Now, capturing the first number uses groups via (...)
, and referring to that match uses the reference \1
since we only have one group.
Putting these things together, the regular expression we can use is (\d)\1*
.
With the regular expression built, we only need to apply it in a loop to extract the length and number for each run:
def look_and_say(number)
result = ''
until (m = /(\d)\1*/.match(number)).nil?
result << "#{m[0].length}#{m[1]}"
number = m.post_match
end
result
end
There are a few things to understand about this implementation:
- We’re assigning the match to
m
and checking fornil
in the same statement. - The
m
variable represents aMatchData
instance, which can be indexed like an array. - The entire match exists as
m[0]
and the first group capture asm[1]
. - The input is overridden each loop iteration via
m.post_match
, which contains the remaining characters fromnumber
.
Once this is done we only need to implement the forty-time iteration on the challenge input and obtain the length of the output string.
def solve_a(input)
40.times { input = look_and_say(input) }
input.length
end
Finally, our answer is:
$ run -y 2015 -q 10 -a
252594
Part B: Must Go Faster
The second part of the challenge is very terse:
Now, starting again with the digits in your puzzle input, apply this process 50 times. What is the length of the new result?
— Advent of Code, 2015, Day 10
Seems easy!
All we need to do is change our solve_a
method to take a configurable number of iterations:
def solve(input, iterations)
iterations.times { input = look_and_say(input) }
input.length
end
Now we run the solution and…
$ run -y 2015 -q 10 -b
3579328
We get the right answer after 15 seconds — a 25% increase in iterations resulted in approximately a 1100% increase in run-time — this is not good.
Let’s use the time
utility to gather some wall-clock times to optimize the solution:
$ time run -y 2015 -q 10 -a
252594
real 0m1.266s
user 0m1.192s
sys 0m0.006s
$ time run -y 2015 -q 10 -b
3579328
real 0m15.297s
user 0m15.204s
sys 0m0.007s
Instead of using regular expression objects to match every group in the look-and-say algorithm, we should try to be more efficient, so lets use a more procedural approach to handling the number input.

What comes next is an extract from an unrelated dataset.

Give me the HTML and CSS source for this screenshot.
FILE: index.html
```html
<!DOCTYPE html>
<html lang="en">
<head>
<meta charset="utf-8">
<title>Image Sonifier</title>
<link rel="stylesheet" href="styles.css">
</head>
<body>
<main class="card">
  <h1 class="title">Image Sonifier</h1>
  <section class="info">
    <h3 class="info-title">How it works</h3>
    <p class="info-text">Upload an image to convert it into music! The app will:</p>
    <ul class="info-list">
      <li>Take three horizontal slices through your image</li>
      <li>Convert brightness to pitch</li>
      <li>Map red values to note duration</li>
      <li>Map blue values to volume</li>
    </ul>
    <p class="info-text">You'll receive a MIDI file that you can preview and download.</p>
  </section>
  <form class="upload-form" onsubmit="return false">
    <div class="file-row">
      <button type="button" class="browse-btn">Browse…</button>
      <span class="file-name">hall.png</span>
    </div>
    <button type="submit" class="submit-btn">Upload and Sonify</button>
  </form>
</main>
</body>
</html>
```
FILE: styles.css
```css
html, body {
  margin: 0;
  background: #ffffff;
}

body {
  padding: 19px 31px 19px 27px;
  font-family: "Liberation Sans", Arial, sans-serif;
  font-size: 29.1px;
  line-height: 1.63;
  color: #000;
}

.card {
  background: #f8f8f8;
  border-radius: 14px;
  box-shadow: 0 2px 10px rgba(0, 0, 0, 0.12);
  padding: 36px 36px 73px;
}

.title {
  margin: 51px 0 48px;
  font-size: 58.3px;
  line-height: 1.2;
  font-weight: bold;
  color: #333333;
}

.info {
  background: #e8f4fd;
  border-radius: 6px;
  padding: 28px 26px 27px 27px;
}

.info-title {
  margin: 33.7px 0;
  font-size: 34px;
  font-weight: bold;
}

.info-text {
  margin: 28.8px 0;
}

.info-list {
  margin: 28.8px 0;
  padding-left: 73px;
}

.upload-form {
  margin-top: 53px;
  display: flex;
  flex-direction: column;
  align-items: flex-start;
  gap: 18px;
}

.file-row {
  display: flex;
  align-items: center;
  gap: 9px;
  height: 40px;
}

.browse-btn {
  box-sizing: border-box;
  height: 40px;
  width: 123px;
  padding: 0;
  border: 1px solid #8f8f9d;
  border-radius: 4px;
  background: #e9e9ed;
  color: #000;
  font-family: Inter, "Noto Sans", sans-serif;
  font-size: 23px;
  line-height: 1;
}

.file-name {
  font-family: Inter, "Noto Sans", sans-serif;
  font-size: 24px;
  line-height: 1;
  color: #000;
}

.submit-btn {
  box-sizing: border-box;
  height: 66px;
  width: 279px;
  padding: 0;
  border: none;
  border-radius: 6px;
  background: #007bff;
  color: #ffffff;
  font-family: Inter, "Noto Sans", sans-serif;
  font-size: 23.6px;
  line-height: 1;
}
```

What we’ll do is record where we are in the string, and then jump ahead using a second index while the numeric character is the same — this will give us the character we need to emit and the run length without needing any fancier concepts.
def look_and_say(number)
result = ''
i = 0
while i < number.length
c = number[i]
j = i
j += 1 while j < number.length && number[j] == c
result << "#{j - i}#{c}"
i = j
end
result
end
The crucial thing to understand about this approach is that the inner loop, which runs j += 1
, stops when number[j]
points to the first character which is not equal to c
.
This means that j - i
is equal to the number of times c
is sequentially repeated.
Visually, if we were looking for the number of times B is repeated sequentially, the indices would look like this:
i = 2
[ A A B B B B B C C ]
j = 7
Now, to measure and see what this attempt at optimization has gained us; first lets run part A again.

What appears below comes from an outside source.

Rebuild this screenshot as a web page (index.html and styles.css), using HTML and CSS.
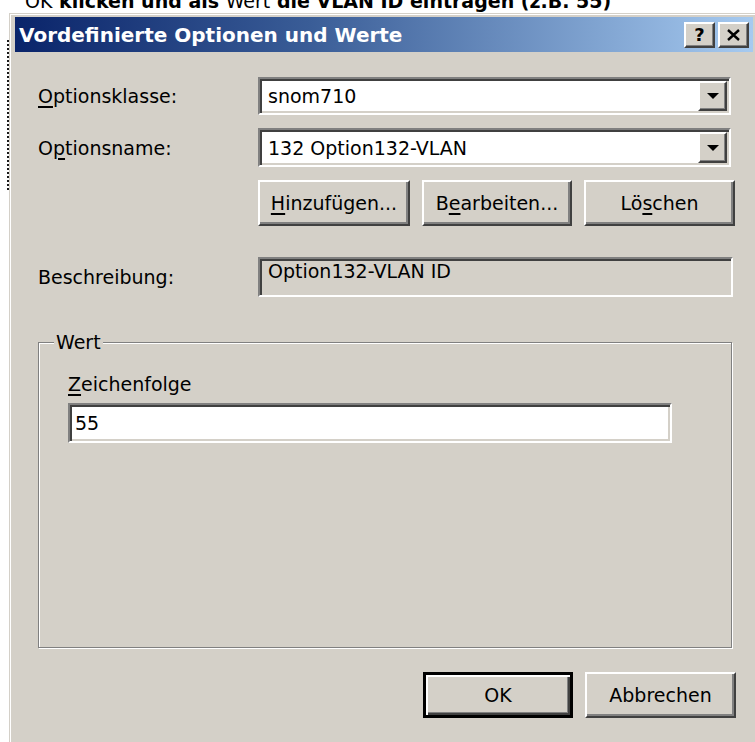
FILE: index.html
```html
<!DOCTYPE html>
<html lang="de">
<head>
<meta charset="utf-8">
<title>Vordefinierte Optionen und Werte</title>
<link rel="stylesheet" href="styles.css">
</head>
<body>
<div class="note"><span class="note-text"><span class="plain">OK</span> klicken und als <span class="plain">Wert</span> die VLAN ID eintragen (z.B. 55)</span></div>
<div class="stage">
  <div class="edge"></div>
  <div class="window">
    <div class="titlebar">
      <span class="title">Vordefinierte Optionen und Werte</span>
      <div class="caption-buttons">
        <span class="cap-btn cap-help">?</span>
        <span class="cap-btn cap-close">
          <svg width="13" height="12" viewBox="0 0 13 12"><path d="M1 1 L12 11 M12 1 L1 11" stroke="#000" stroke-width="2.4" fill="none"/></svg>
        </span>
      </div>
    </div>
    <div class="content">
      <div class="row">
        <span class="label"><u>O</u>ptionsklasse:</span>
        <div class="combo">
          <span class="combo-text">snom710</span>
          <span class="drop"><span class="arrow"></span></span>
        </div>
      </div>
      <div class="row">
        <span class="label">O<u>p</u>tionsname:</span>
        <div class="combo">
          <span class="combo-text">132 Option132-VLAN</span>
          <span class="drop"><span class="arrow"></span></span>
        </div>
      </div>
      <div class="row row-buttons">
        <span class="btn btn-narrow"><u>H</u>inzufügen...</span>
        <span class="btn btn-wide">B<u>e</u>arbeiten...</span>
        <span class="btn btn-last">Lö<u>s</u>chen</span>
      </div>
      <div class="row row-desc">
        <span class="label">Beschreibung:</span>
        <div class="field field-readonly">Option132-VLAN ID</div>
      </div>
      <fieldset class="group">
        <legend class="group-title">Wert</legend>
        <div class="group-label"><u>Z</u>eichenfolge</div>
        <div class="field field-input">55</div>
      </fieldset>
      <div class="footer">
        <span class="btn btn-default">OK</span>
        <span class="btn btn-last">Abbrechen</span>
      </div>
    </div>
  </div>
</div>
</body>
</html>
```

FILE: styles.css
```css
* {
  box-sizing: border-box;
}

html,
body {
  margin: 0;
  height: 100%;
  overflow: hidden;
}

body {
  background: #ffffff;
  font-family: "DejaVu Sans", sans-serif;
  font-size: 19px;
  color: #000000;
}

u {
  text-decoration-thickness: 2px;
  text-underline-offset: 3px;
}

/* instruction line of the page behind the dialog, cut off at the top */
.note {
  height: 13px;
  overflow: hidden;
  padding-left: 25px;
  font-weight: bold;
  font-size: 19px;
}

.note-text {
  display: block;
  margin-top: -10px;
  line-height: 22px;
  white-space: nowrap;
}

.plain {
  font-weight: normal;
}

.stage {
  display: flex;
  align-items: flex-start;
  height: 729px;
}

/* dotted rule of the page behind */
.edge {
  width: 9px;
  height: 150px;
  margin-top: 27px;
  border-right: 2px dotted #1a1a1a;
  flex: none;
}

/* dialog window */
.window {
  flex: 1;
  height: 100%;
  background: #d4d0c8;
  border-top: 1px solid #d4d0c8;
  border-left: 1px solid #d4d0c8;
  box-shadow: inset 1px 1px 0 #ffffff;
  padding: 3px 2px 0 5px;
}

.titlebar {
  height: 35px;
  display: flex;
  align-items: center;
  justify-content: space-between;
  padding: 0 4px 0 4px;
  background: linear-gradient(to right, #0a246a 0%, #3a5d97 40%, #a6caf0 100%);
}

.title {
  color: #ffffff;
  font-weight: bold;
  font-size: 20px;
  white-space: nowrap;
}

.caption-buttons {
  display: flex;
  gap: 3px;
}

.cap-btn {
  width: 31px;
  height: 26px;
  display: flex;
  align-items: center;
  justify-content: center;
  background: #d4d0c8;
  border: 2px solid;
  border-color: #ffffff #404040 #404040 #ffffff;
  box-shadow: inset -1px -1px 0 #808080;
  font-weight: bold;
  font-size: 18px;
  line-height: 1;
}

/* form body */
.content {
  padding: 25px 17px 0 23px;
}

.row {
  display: flex;
  align-items: center;
}

.row + .row {
  margin-top: 13px;
}

.row-desc.row {
  margin-top: 31px;
}

.label {
  width: 220px;
  flex: none;
  white-space: nowrap;
}

/* sunken 3D frame shared by combo boxes and edit fields */
.combo,
.field {
  border: 2px solid;
  border-color: #808080 #ffffff #ffffff #808080;
  box-shadow: inset 2px 2px 0 #404040, inset -2px -2px 0 #d4d0c8;
}

.combo {
  width: 473px;
  height: 38px;
  background: #ffffff;
  display: flex;
  align-items: center;
  padding: 2px 2px 2px 8px;
}

.row + .row .combo {
  height: 39px;
}

.combo-text {
  flex: 1;
  white-space: nowrap;
}

.drop {
  width: 29px;
  height: 100%;
  display: flex;
  align-items: center;
  justify-content: center;
  background: #d4d0c8;
  border: 2px solid;
  border-color: #ffffff #404040 #404040 #ffffff;
  box-shadow: inset -1px -1px 0 #808080;
}

.arrow {
  width: 0;
  height: 0;
  border-left: 6px solid transparent;
  border-right: 6px solid transparent;
  border-top: 6px solid #000000;
}

/* raised push buttons */
.btn {
  height: 46px;
  display: flex;
  align-items: center;
  justify-content: center;
  background: #d4d0c8;
  border: 2px solid;
  border-color: #ffffff #404040 #404040 #ffffff;
  box-shadow: inset -2px -2px 0 #808080;
  white-space: nowrap;
}

.row-buttons {
  padding-left: 220px;
  gap: 12px;
}

.btn-narrow {
  width: 152px;
}

.btn-wide {
  width: 150px;
}

.btn-last {
  width: 151px;
}

.btn-default {
  width: 150px;
  border: 3px solid;
  border-color: #000000;
  box-shadow: inset 2px 2px 0 #ffffff, inset -2px -2px 0 #404040, inset -3px -3px 0 #808080;
}

.field {
  padding: 2px 8px;
}

.field-readonly {
  width: 475px;
  height: 40px;
  background: #d4d0c8;
  padding-top: 1px;
}

.field-input {
  width: 604px;
  height: 40px;
  background: #ffffff;
  display: flex;
  align-items: center;
  padding-left: 5px;
  margin-left: 29px;
}

/* etched group box */
.group {
  margin: 34px 0 0;
  width: 694px;
  height: 317px;
  padding: 0;
  border: 1px solid #808080;
  box-shadow: inset 1px 1px 0 #ffffff, 1px 1px 0 #ffffff;
  min-width: 0;
}

.group-title {
  margin-left: 15px;
  padding: 0 2px;
  line-height: 22px;
  background: #d4d0c8;
}

.group-label {
  margin: 20px 0 8px 29px;
  line-height: 22px;
}

.footer {
  display: flex;
  justify-content: flex-end;
  gap: 12px;
  margin-top: 24px;
}
```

$ time run -y 2015 -q 10 -a
252594
real 0m0.631s
user 0m0.552s
sys 0m0.006s
We’ve got around a 50% speed-up for the forty iteration case, which is pretty nice considering we’ve made a fairly direct translation from regular expressions into procedural matching code. What about part B, which caused us to optimize? Take a guess quickly before looking at the result.
$ time run -y 2015 -q 10 -b
3579328
real 0m6.664s
user 0m6.572s
sys 0m0.007s
Approximately a 56% speed-up for the fifty iteration case, which is very similar to part A. If you don’t understand why the speed-up isn’t much larger for the second case, think about what we’ve done:
- We’re still checking every character in the string, so both look-and-say algorithms are linear in complexity.

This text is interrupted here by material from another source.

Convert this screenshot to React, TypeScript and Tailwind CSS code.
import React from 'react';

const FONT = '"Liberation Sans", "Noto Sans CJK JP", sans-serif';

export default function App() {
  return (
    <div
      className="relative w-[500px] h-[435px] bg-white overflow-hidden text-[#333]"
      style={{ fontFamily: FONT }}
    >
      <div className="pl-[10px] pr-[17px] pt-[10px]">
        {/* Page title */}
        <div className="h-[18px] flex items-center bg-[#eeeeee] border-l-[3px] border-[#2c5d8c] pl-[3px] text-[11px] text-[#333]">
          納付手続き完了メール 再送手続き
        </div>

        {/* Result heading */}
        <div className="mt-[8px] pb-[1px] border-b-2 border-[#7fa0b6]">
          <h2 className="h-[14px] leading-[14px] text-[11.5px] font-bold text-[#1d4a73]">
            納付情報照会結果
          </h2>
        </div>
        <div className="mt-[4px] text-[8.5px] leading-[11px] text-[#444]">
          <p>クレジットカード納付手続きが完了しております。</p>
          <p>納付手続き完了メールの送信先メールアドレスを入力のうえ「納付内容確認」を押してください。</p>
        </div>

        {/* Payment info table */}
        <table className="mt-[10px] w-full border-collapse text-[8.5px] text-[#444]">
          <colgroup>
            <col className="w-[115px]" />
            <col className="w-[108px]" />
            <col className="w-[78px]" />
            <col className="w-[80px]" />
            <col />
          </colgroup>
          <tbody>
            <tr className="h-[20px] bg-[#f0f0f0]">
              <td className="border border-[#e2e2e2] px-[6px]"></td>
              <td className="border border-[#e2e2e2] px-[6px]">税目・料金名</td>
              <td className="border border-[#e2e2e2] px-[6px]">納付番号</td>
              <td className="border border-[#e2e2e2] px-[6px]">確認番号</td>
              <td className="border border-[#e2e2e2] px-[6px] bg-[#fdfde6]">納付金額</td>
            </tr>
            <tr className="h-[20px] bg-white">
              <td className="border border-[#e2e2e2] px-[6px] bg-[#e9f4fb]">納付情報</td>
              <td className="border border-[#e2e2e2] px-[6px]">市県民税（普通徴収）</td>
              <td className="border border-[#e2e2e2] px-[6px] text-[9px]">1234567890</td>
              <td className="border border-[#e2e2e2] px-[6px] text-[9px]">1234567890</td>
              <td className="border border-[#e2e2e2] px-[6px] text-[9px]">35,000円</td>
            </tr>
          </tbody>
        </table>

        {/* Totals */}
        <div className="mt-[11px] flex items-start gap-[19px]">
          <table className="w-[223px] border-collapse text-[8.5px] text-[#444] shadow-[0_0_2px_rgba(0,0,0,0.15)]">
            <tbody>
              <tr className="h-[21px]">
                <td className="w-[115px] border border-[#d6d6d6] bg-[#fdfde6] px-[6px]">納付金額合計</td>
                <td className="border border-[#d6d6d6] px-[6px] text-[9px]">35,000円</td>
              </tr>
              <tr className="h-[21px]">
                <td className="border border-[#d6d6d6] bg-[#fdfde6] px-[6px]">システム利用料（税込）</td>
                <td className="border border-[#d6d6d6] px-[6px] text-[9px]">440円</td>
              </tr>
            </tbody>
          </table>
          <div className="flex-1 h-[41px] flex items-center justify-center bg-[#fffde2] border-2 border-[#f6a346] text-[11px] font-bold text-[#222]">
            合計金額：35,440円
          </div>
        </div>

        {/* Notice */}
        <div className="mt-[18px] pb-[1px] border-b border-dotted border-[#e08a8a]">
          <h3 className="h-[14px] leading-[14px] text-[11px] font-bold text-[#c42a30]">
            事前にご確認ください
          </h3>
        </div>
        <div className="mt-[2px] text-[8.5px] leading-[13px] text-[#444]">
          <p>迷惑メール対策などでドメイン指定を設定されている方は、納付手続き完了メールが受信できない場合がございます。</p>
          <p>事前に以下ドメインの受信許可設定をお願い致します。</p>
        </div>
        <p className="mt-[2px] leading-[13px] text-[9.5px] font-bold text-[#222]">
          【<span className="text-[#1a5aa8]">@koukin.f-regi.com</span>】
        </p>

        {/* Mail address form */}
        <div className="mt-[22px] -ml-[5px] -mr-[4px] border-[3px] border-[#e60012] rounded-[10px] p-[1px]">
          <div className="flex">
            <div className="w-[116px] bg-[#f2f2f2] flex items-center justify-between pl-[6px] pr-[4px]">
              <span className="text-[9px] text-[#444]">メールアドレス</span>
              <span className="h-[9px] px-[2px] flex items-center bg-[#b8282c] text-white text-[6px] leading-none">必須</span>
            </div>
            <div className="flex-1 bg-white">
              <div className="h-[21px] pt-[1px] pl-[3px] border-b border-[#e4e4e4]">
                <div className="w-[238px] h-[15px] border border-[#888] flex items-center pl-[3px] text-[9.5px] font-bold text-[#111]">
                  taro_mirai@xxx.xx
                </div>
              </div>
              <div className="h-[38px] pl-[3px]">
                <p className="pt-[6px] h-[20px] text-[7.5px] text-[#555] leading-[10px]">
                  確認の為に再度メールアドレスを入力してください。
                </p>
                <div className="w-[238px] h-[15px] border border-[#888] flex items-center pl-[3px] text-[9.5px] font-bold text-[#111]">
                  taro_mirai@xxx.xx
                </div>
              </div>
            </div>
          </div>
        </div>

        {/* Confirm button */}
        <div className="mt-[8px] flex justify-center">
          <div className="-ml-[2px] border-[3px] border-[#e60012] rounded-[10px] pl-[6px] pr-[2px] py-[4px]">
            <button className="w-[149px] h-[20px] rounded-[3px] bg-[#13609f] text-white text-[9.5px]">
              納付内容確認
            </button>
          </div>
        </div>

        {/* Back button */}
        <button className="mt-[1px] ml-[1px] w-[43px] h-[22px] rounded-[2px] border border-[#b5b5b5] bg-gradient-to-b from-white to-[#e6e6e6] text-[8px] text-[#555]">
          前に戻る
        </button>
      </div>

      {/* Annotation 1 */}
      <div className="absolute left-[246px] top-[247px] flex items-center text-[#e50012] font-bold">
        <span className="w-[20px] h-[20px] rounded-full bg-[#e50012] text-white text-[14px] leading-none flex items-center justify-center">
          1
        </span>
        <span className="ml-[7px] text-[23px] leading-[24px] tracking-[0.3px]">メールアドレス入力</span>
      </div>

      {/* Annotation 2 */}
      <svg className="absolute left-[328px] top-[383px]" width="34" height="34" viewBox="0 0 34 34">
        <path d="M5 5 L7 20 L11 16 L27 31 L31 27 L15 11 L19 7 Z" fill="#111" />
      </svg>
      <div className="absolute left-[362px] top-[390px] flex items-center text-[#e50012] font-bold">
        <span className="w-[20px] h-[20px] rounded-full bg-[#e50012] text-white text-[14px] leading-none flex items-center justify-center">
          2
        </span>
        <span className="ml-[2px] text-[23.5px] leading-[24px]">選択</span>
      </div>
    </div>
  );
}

- We’ve shaved off a consistent amount of work from each loop iteration.
Neither of those things will result in an order-of-magnitude improvement because they don’t change the fundamental amount of iterative work we do. Still, a 50% speed-up is a wonderful thing to have and makes running this problem’s solutions a lot more bearable.
Speed Isn’t Everything
Now, that original 15 second run-time wasn’t a particularly big deal, as there is no SLA or user request waiting on a look-and-say service to respond. I wouldn’t bother optimizing a script like this at my day job, even if it ran every 5 minutes, because many things can run in the background. The important thing is to practice using profiling tools, preferably in your spare time with a language you enjoy, so that when they are required you’re prepared and know what tools to apply.
It’s also occasionally important to be able to drop down a level of abstraction to eke out performance, like from regular expressions to index-based string handling. That skill requires practice, but is useful for more than just writing loops — many applications can benefit from a small handful of ORM-managed queries being written directly in SQL.
Take the time to practice some of these skills because they’ll make you better at programming even if you never have to optimize code.